## Supplied information
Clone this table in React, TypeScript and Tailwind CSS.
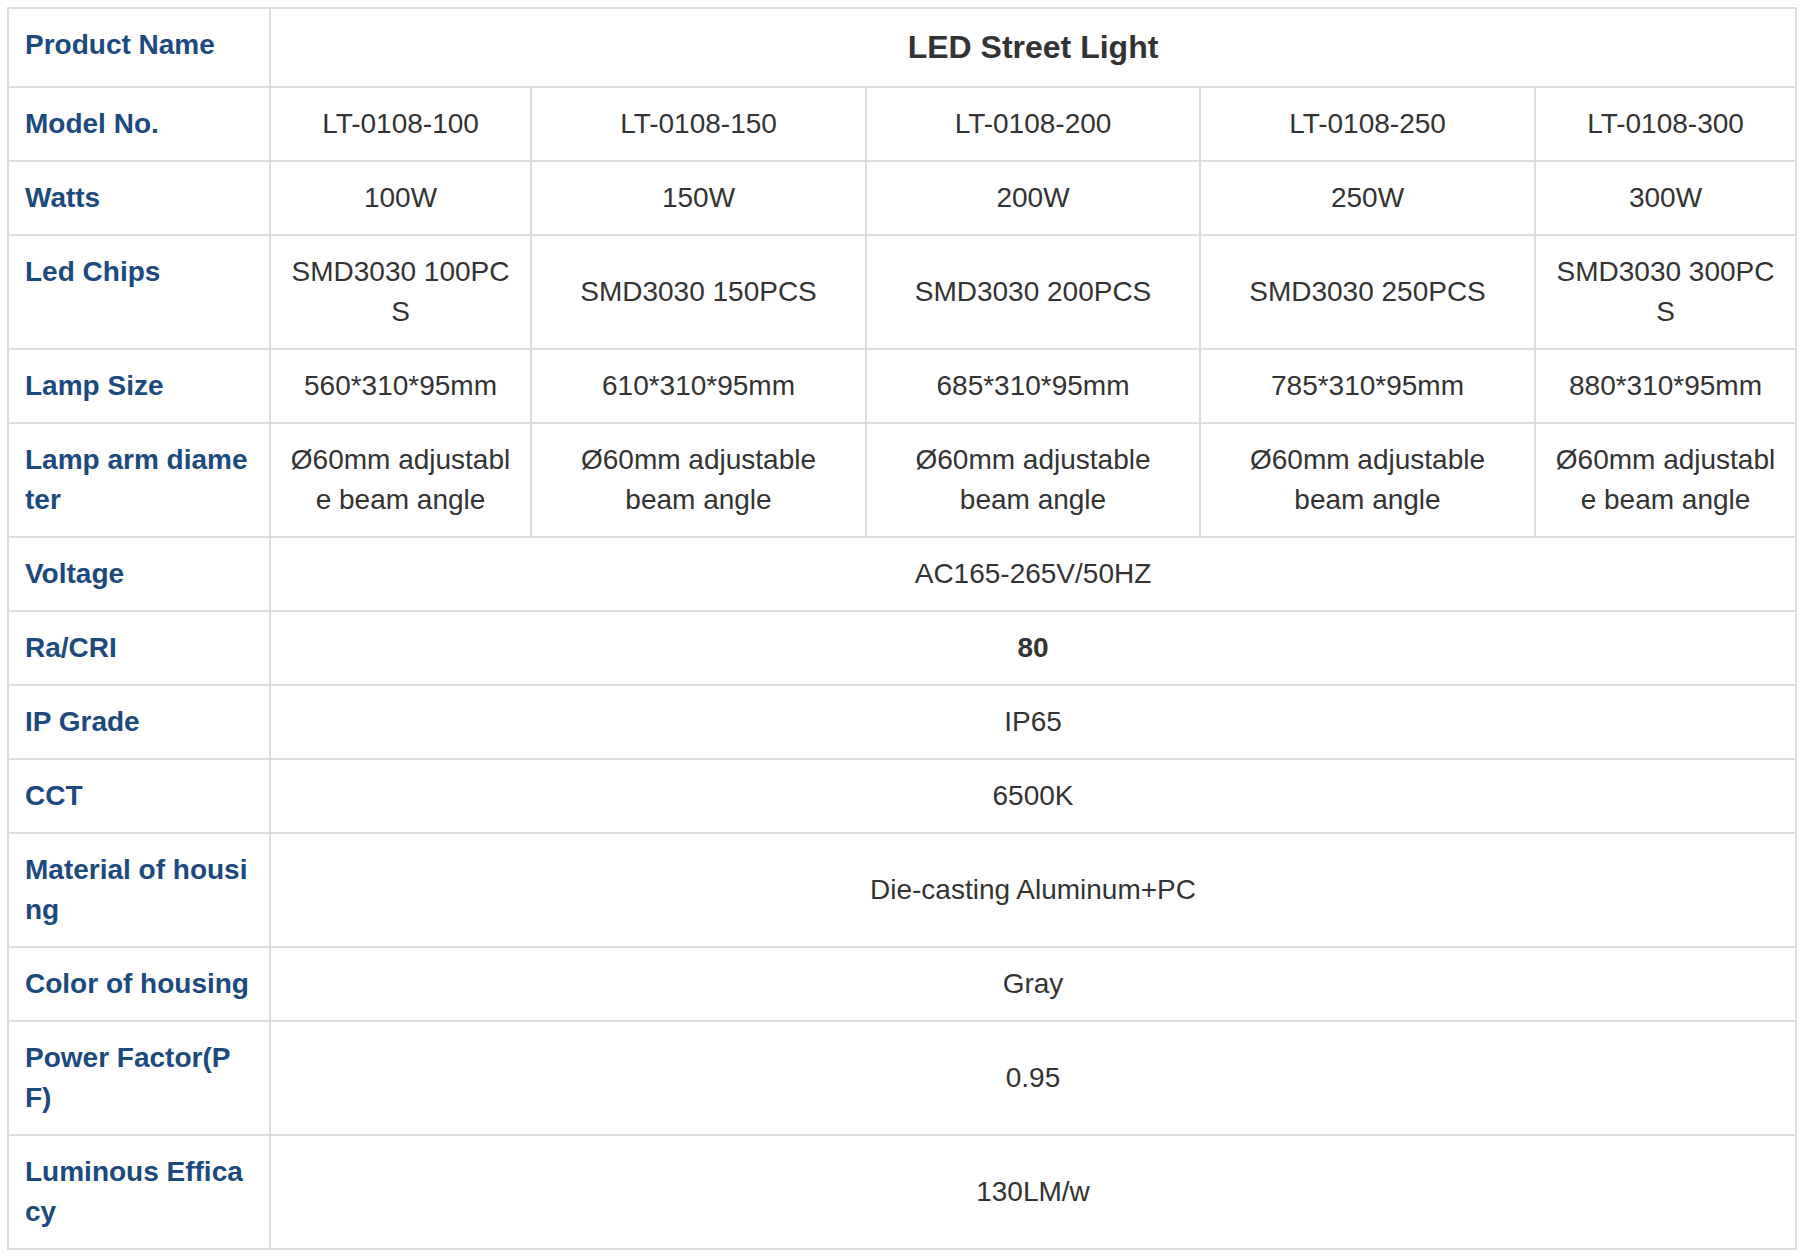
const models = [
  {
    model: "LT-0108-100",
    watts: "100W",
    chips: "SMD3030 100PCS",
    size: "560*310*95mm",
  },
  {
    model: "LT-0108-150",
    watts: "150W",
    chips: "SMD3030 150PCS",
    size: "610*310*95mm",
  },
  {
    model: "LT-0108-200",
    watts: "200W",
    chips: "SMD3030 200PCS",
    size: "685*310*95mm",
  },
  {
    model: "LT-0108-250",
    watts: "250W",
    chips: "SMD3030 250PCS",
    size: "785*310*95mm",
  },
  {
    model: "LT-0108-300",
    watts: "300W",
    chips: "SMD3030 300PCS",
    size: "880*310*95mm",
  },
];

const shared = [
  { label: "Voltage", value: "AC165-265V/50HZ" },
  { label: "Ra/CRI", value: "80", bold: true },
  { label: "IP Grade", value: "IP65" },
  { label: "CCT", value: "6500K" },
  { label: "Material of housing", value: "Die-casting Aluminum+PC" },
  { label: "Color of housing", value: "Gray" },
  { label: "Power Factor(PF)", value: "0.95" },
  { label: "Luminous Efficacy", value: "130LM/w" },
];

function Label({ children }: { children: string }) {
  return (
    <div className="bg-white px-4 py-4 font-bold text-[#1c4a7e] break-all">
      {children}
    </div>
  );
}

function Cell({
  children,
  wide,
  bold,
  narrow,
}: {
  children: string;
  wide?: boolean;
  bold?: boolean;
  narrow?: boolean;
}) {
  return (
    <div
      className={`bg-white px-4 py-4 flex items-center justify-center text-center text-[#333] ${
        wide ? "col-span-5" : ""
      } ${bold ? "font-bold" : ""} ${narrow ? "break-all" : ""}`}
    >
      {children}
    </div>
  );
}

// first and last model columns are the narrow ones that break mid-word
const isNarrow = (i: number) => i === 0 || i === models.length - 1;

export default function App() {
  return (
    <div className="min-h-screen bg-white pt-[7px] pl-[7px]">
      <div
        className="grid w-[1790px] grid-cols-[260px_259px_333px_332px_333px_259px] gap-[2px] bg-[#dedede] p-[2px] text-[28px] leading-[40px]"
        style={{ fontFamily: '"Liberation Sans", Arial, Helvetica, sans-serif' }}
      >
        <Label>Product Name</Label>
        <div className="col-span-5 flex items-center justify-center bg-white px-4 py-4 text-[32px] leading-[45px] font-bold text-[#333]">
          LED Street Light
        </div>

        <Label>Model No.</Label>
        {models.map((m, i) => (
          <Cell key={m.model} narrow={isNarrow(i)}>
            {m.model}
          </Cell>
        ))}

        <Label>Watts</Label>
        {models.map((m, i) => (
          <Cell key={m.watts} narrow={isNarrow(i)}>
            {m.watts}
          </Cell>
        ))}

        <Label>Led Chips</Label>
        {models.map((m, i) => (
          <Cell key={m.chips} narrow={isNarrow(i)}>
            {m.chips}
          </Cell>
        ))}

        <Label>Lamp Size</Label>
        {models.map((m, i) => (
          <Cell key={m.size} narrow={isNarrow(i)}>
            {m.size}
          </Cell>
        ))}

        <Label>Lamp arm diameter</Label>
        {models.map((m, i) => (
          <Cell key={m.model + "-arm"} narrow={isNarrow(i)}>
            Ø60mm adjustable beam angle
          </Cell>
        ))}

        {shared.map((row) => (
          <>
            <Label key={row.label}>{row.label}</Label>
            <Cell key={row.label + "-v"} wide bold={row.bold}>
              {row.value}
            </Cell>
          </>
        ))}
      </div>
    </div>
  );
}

* * *

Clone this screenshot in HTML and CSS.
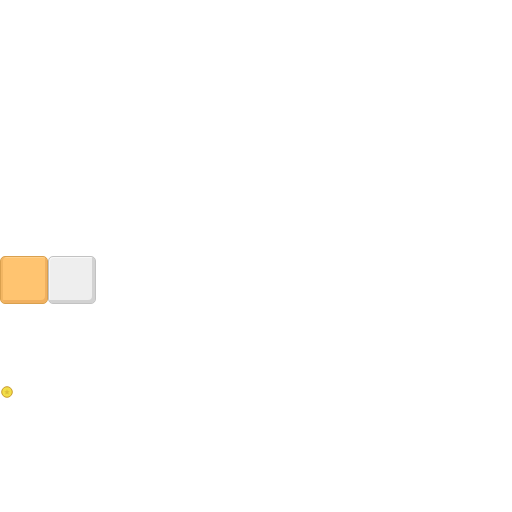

## What is required
Working from the entries above, return all lines that contain "this".

## Answer to the task
Clone this table in React, TypeScript and Tailwind CSS.
Clone this screenshot in HTML and CSS.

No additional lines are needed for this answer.